=== Record excerpts ===
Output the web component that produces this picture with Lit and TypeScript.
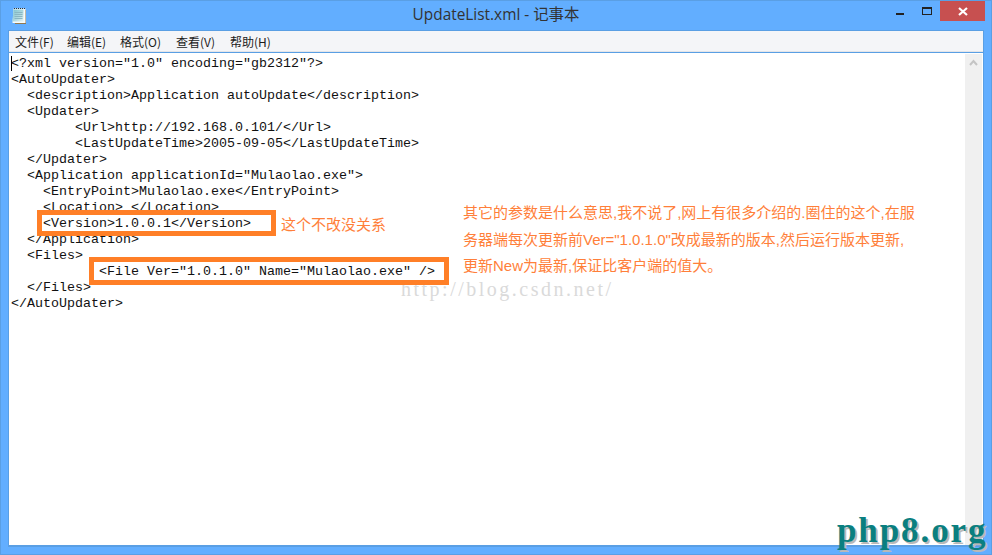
import { LitElement, html, css } from "lit";
import { customElement } from "lit/decorators.js";

const LINES = [
  `<?xml version="1.0" encoding="gb2312"?>`,
  `<AutoUpdater>`,
  `  <description>Application autoUpdate</description>`,
  `  <Updater>`,
  `        <Url>http://192.168.0.101/</Url>`,
  `        <LastUpdateTime>2005-09-05</LastUpdateTime>`,
  `  </Updater>`,
  `  <Application applicationId="Mulaolao.exe">`,
  `    <EntryPoint>Mulaolao.exe</EntryPoint>`,
  `    <Location> </Location>`,
  `    <Version>1.0.0.1</Version>`,
  `  </Application>`,
  `  <Files>`,
  `           <File Ver="1.0.1.0" Name="Mulaolao.exe" />`,
  `  </Files>`,
  `</AutoUpdater>`,
];

@customElement("app-root")
export class AppRoot extends LitElement {
  static styles = css`
    :host { display: block; width: 992px; height: 555px; overflow: hidden; }
    .window {
      position: relative; box-sizing: border-box; width: 992px; height: 555px;
      background: #62aeff; border: 1px solid #5a9fe4;
      display: flex; flex-direction: column;
      font-family: "Noto Sans CJK SC", sans-serif;
    }
    .titlebar { height: 29px; display: grid; grid-template-columns: 1fr auto 1fr; align-items: start; flex: none; }
    .app-icon { margin: 6px 0 0 10px; display: block; }
    .title { font: 15.4px/28px "Open Sans", "Noto Sans CJK SC", sans-serif; color: #333; }
    .controls { justify-self: end; display: flex; align-items: flex-start; margin-right: 6px; }
    .min { width: 8px; height: 2px; background: #222; margin: 12px 18px 0 0; }
    .max { box-sizing: border-box; height: 8px; border: 1px solid #222; border-top-width: 2px; margin: 6px 8px 0 0; width: 10px; }
    .close { width: 45px; height: 20px; background: #c75050; display: flex; align-items: center; justify-content: center; }
    .client { flex: 1; margin: 0 7px 7px 7px; display: flex; flex-direction: column; border: 1px solid #5a9fe4; border-bottom-width: 2px; min-height: 0; }
    .menu {
      height: 20px; flex: none; background: #f4f5f8; border-bottom: 1px solid #e4e5e8;
      display: flex; align-items: center; font-size: 12px; color: #1c1c1c;
    }
    .menu span { white-space: nowrap; }
    .m1 { margin-left: 6px; width: 52px; }
    .m2 { width: 53px; }
    .m3 { width: 56px; }
    .m4 { width: 54px; }
    .editor { flex: 1; display: flex; min-height: 0; border-top: 1px solid #5a9fe4; background: #fff; }
    .text {
      flex: 1; position: relative; padding: 3px 0 0 2px; margin: 0;
      font: 13.333px/16px "Liberation Mono", monospace; color: #111; white-space: pre;
    }
    .line { display: block; height: 16px; }
    .caret { position: absolute; left: 2px; top: 3px; width: 1px; height: 15px; background: #000; }
    .scroll { width: 17px; margin-right: 1px; background: #f0f0f0; flex: none; margin-top: 1px; }
    .arrow { display: block; margin: 5px 0 0 4px; }
    .box { position: absolute; box-sizing: border-box; border: 5px solid #ff7f27; }
    .box1 { left: 36px; top: 209px; width: 239px; height: 26px; }
    .box2 { left: 88px; top: 256px; width: 360px; height: 28px; }
    .note {
      position: absolute; color: #ff7f3a; font-size: 15px; white-space: nowrap;
      font-family: "Liberation Sans", "Noto Sans CJK SC", sans-serif;
    }
    .note1 { left: 280px; top: 213px; line-height: 22px; }
    .note2 { left: 462px; top: 199px; line-height: 26.5px; }
    .watermark {
      position: absolute; left: 400px; top: 276px; color: #dadada;
      font: 20px/24px "Liberation Serif", serif; letter-spacing: 2.5px; white-space: nowrap;
    }
    .logo {
      position: absolute; left: 836px; top: 510px; color: #0a7f80;
      font: bold 35px/40px "Liberation Serif", serif; letter-spacing: 1.9px; white-space: nowrap;
      text-shadow: 2px 2px 0 #b9b9b9;
    }
  `;

  render() {
    return html`
      <div class="window">
        <div class="titlebar">
          <svg class="app-icon" width="17" height="18" viewBox="0 0 17 18">
            <defs>
              <linearGradient id="pg" x1="0" y1="0" x2="1" y2="1">
                <stop offset="0" stop-color="#7fc4cf" />
                <stop offset="0.6" stop-color="#b4dbe2" />
                <stop offset="1" stop-color="#e6f4f5" />
              </linearGradient>
            </defs>
            <path d="M3 3h12v14H4z" fill="#94794f" />
            <path d="M2.5 1.5h12v14.5h-13z" fill="#f6fbfb" />
            <path d="M2.5 2.5h10v12H1.5z" fill="url(#pg)" />
            <path d="M3 1.5h11.5" stroke="#333" stroke-dasharray="1 1" />
            <path d="M3.5 5.5h8M3.5 7.5h8M3.5 9.5h8M3.5 11.5h8" stroke="#8ab7c2" />
          </svg>
          <div class="title">UpdateList.xml - 记事本</div>
          <div class="controls">
            <div class="min"></div>
            <div class="max"></div>
            <div class="close">
              <svg width="10" height="9" viewBox="0 0 10 9">
                <path d="M1 1l8 7M9 1l-8 7" stroke="#fff" stroke-width="2.2" />
              </svg>
            </div>
          </div>
        </div>
        <div class="client">
          <div class="menu">
            <span class="m1">文件(F)</span>
            <span class="m2">编辑(E)</span>
            <span class="m3">格式(O)</span>
            <span class="m4">查看(V)</span>
            <span>帮助(H)</span>
          </div>
          <div class="editor">
            <div class="text">${LINES.map((l) => html`<span class="line">${l}</span>`)}<i class="caret"></i></div>
            <div class="scroll">
              <svg class="arrow" width="9" height="7" viewBox="0 0 9 7">
                <path d="M1 6l3.5-4L8 6" fill="none" stroke="#c4c4c4" stroke-width="2" />
              </svg>
            </div>
          </div>
        </div>
        <div class="watermark">http://blog.csdn.net/</div>
        <div class="box box1"></div>
        <div class="box box2"></div>
        <div class="note note1">这个不改没关系</div>
        <div class="note note2">其它的参数是什么意思,我不说了,网上有很多介绍的.圈住的这个,在服<br />务器端每次更新前Ver="1.0.1.0"改成最新的版本,然后运行版本更新,<br />更新New为最新,保证比客户端的值大。</div>
        <div class="logo">php8.org</div>
      </div>
    `;
  }
}
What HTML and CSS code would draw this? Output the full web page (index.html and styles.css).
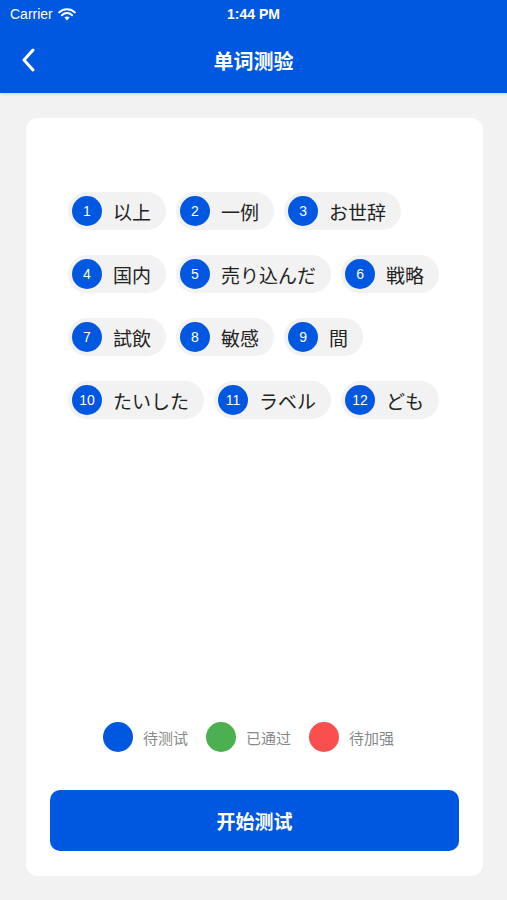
FILE: index.html
```html
<!DOCTYPE html>
<html lang="zh-CN">

<head>
    <meta charset="UTF-8">
    <meta name="viewport" content="width=device-width, initial-scale=1.0">
    <title>单词测验</title>
    <link rel="stylesheet" href="styles.css">
</head>

<body>
    <header class="header">
        <!-- 状态栏 -->
        <div class="status-bar">
            <span class="carrier">Carrier
                <svg class="wifi" width="18" height="13" viewBox="0 0 18 13">
                    <path d="M9 12.5 L6.4 9.6 A3.8 3.8 0 0 1 11.6 9.6 Z" fill="#fff" />
                    <path d="M3.9 7.2 A7.3 7.3 0 0 1 14.1 7.2" stroke="#fff" stroke-width="2" fill="none" stroke-linecap="round" />
                    <path d="M1.2 4.4 A11.2 11.2 0 0 1 16.8 4.4" stroke="#fff" stroke-width="2" fill="none" stroke-linecap="round" />
                </svg>
            </span>
            <span class="time">1:44 PM</span>
        </div>
        <!-- 导航栏 -->
        <div class="nav-bar">
            <svg class="back" width="14" height="24" viewBox="0 0 14 24">
                <path d="M12 2 L3 12 L12 22" stroke="#fff" stroke-width="3" fill="none" stroke-linecap="round" stroke-linejoin="round" />
            </svg>
            <h1 class="title">单词测验</h1>
        </div>
    </header>

    <main class="card">
        <div class="words">
            <div class="chip"><span class="num">1</span><span class="word">以上</span></div>
            <div class="chip"><span class="num">2</span><span class="word">一例</span></div>
            <div class="chip"><span class="num">3</span><span class="word">お世辞</span></div>
            <div class="chip"><span class="num">4</span><span class="word">国内</span></div>
            <div class="chip"><span class="num">5</span><span class="word">売り込んだ</span></div>
            <div class="chip"><span class="num">6</span><span class="word">戦略</span></div>
            <div class="chip"><span class="num">7</span><span class="word">試飲</span></div>
            <div class="chip"><span class="num">8</span><span class="word">敏感</span></div>
            <div class="chip"><span class="num">9</span><span class="word">間</span></div>
            <div class="chip"><span class="num">10</span><span class="word">たいした</span></div>
            <div class="chip"><span class="num">11</span><span class="word">ラベル</span></div>
            <div class="chip"><span class="num">12</span><span class="word">ども</span></div>
        </div>

        <!-- 图例 -->
        <div class="legend">
            <div class="legend-item"><span class="dot blue"></span>待测试</div>
            <div class="legend-item"><span class="dot green"></span>已通过</div>
            <div class="legend-item"><span class="dot red"></span>待加强</div>
        </div>

        <button class="start">开始测试</button>
    </main>
</body>

</html>
```

FILE: styles.css
```css
body {
    margin: 0;
    padding: 0;
    background-color: #f2f2f2;
    font-family: "Noto Sans CJK SC", "Noto Sans", sans-serif;
    color: #222;
}

.header {
    background-color: #0058e1;
    color: white;
    height: 93px;
    box-shadow: 0 1px 3px rgba(0, 0, 0, 0.15);
}

.status-bar {
    position: relative;
    height: 28px;
    display: flex;
    align-items: center;
    padding: 0 10px;
    font-family: "Liberation Sans", Arial, sans-serif;
    font-size: 14px;
}

.carrier {
    display: flex;
    align-items: center;
    gap: 5px;
}

.time {
    position: absolute;
    left: 0;
    right: 0;
    text-align: center;
    font-weight: bold;
}

.nav-bar {
    position: relative;
    height: 65px;
    display: flex;
    align-items: center;
    justify-content: center;
}

.back {
    position: absolute;
    left: 21px;
    top: 20px;
}

.title {
    margin: 0;
    font-size: 20px;
    font-weight: bold;
    margin-top: -1px;
}

.card {
    background-color: white;
    border-radius: 12px;
    margin: 25px 24px 0 26px;
    height: 758px;
    box-sizing: border-box;
    display: flex;
    flex-direction: column;
    padding: 74px 24px 25px 24px;
}

.words {
    display: flex;
    flex-wrap: wrap;
    column-gap: 10px;
    row-gap: 25px;
    padding: 0 4px 0 18px;
}

.chip {
    display: flex;
    align-items: center;
    height: 38px;
    padding: 0 15px 0 4px;
    background-color: #f2f2f2;
    border-radius: 19px;
}

.num {
    width: 30px;
    height: 30px;
    border-radius: 50%;
    background-color: #0058e1;
    color: white;
    font-family: "Liberation Sans", Arial, sans-serif;
    font-size: 14px;
    display: flex;
    align-items: center;
    justify-content: center;
    margin-right: 11px;
}

.word {
    font-family: "Noto Sans CJK JP", sans-serif;
    font-size: 19px;
    line-height: 1;
}

.legend {
    margin-top: auto;
    display: flex;
    justify-content: center;
    gap: 18px;
    margin-bottom: 38px;
    padding-right: 12px;
}

.legend-item {
    display: flex;
    align-items: center;
    gap: 10px;
    font-size: 15px;
    color: #888;
}

.dot {
    width: 30px;
    height: 30px;
    border-radius: 50%;
}

.dot.blue {
    background-color: #0058e1;
}

.dot.green {
    background-color: #4caf50;
}

.dot.red {
    background-color: #fa4f4f;
}

.start {
    height: 61px;
    width: 100%;
    border: none;
    border-radius: 10px;
    background-color: #0058e1;
    color: white;
    font-family: "Noto Sans CJK SC", sans-serif;
    font-size: 19px;
    font-weight: bold;
    cursor: pointer;
}
```
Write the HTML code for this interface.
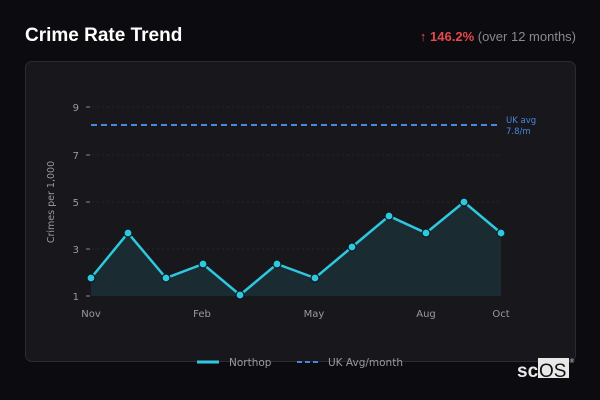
<!DOCTYPE html><html><head><style>
body{margin:0;width:600px;height:400px;background:#0c0b0f;overflow:hidden;font-family:"DejaVu Sans","Liberation Sans",sans-serif;position:relative}
.t{position:absolute;left:25px;top:25px;color:#fff;font-weight:bold;font-size:19px;font-family:"Liberation Sans",sans-serif}
.r{position:absolute;right:24px;top:29px;font-size:13px;color:#8a8990;font-family:"Liberation Sans",sans-serif}
.r b{color:#e5484d}
.p{position:absolute;left:25px;top:61px;width:549px;height:299px;background:#18171b;border:1px solid #2c2b31;border-radius:7px}
</style></head><body>
<div class="t">Crime Rate Trend</div>
<div class="r"><b>↑ 146.2%</b> (over 12 months)</div>
<div class="p"></div>
<svg width="600" height="400" style="position:absolute;left:0;top:0" font-family="DejaVu Sans, Liberation Sans, sans-serif">
<g stroke="#26252b" stroke-dasharray="2,3" stroke-width="1">
<line x1="92" y1="107" x2="500" y2="107"/><line x1="92" y1="155" x2="500" y2="155"/><line x1="92" y1="202" x2="500" y2="202"/><line x1="92" y1="249" x2="500" y2="249"/>
</g>
<g stroke="#888" stroke-width="1"><line x1="86" y1="107" x2="90" y2="107"/><line x1="86" y1="155" x2="90" y2="155"/><line x1="86" y1="202" x2="90" y2="202"/><line x1="86" y1="249" x2="90" y2="249"/><line x1="86" y1="296" x2="90" y2="296"/></g>
<g fill="#9a99a0" font-size="10" text-anchor="end"><text x="79" y="111">9</text><text x="79" y="159">7</text><text x="79" y="206">5</text><text x="79" y="253">3</text><text x="79" y="300">1</text></g>
<text transform="translate(54,202) rotate(-90)" fill="#9a99a0" font-size="9.5" text-anchor="middle">Crimes per 1,000</text>
<g fill="#9a99a0" font-size="10" text-anchor="middle"><text x="91" y="317">Nov</text><text x="202" y="317">Feb</text><text x="314" y="317">May</text><text x="426" y="317">Aug</text><text x="501" y="317">Oct</text></g>
<line x1="91" y1="125" x2="500" y2="125" stroke="#4a86e0" stroke-width="2" stroke-dasharray="6,4"/>
<text x="506" y="123" fill="#4a86e0" font-size="8.5">UK avg</text><text x="506" y="134" fill="#4a86e0" font-size="8.5">7.8/m</text>
<path d="M91,278 L128,233 L166,278 L203,264 L240,295 L277,264 L315,278 L352,247 L389,216 L426,233 L464,202 L501,233 L501,296 L91,296Z" fill="#1a2c32"/>
<polyline points="91,278 128,233 166,278 203,264 240,295 277,264 315,278 352,247 389,216 426,233 464,202 501,233" fill="none" stroke="#2ec8e0" stroke-width="2.5"/>
<g fill="#2ec8e0" stroke="#0e1a1e" stroke-width="1.2"><circle cx="91" cy="278" r="4"/><circle cx="128" cy="233" r="4"/><circle cx="166" cy="278" r="4"/><circle cx="203" cy="264" r="4"/><circle cx="240" cy="295" r="4"/><circle cx="277" cy="264" r="4"/><circle cx="315" cy="278" r="4"/><circle cx="352" cy="247" r="4"/><circle cx="389" cy="216" r="4"/><circle cx="426" cy="233" r="4"/><circle cx="464" cy="202" r="4"/><circle cx="501" cy="233" r="4"/></g>
<line x1="197" y1="362" x2="219" y2="362" stroke="#2ec8e0" stroke-width="3"/>
<line x1="297" y1="362" x2="321" y2="362" stroke="#4a86e0" stroke-width="2" stroke-dasharray="5,3"/>
<text x="229" y="366" fill="#9a99a0" font-size="10.5">Northop</text>
<text x="328" y="366" fill="#9a99a0" font-size="10.5">UK Avg/month</text>
<rect x="538" y="358" width="31" height="20" fill="#e8e8e8"/>
<text x="517" y="377" fill="#e8e8e8" font-size="19" font-weight="bold" font-family="Liberation Sans, sans-serif">sc</text>
<text x="539" y="377" fill="#111" font-size="19" font-family="Liberation Sans, sans-serif">OS</text>
<text x="569" y="363" fill="#ccc" font-size="6">®</text>
</svg>
</body></html>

=== Short exercise ===
Tell how many lines of the material above hold "index", answering with a bare number.

=== Task solution ===
2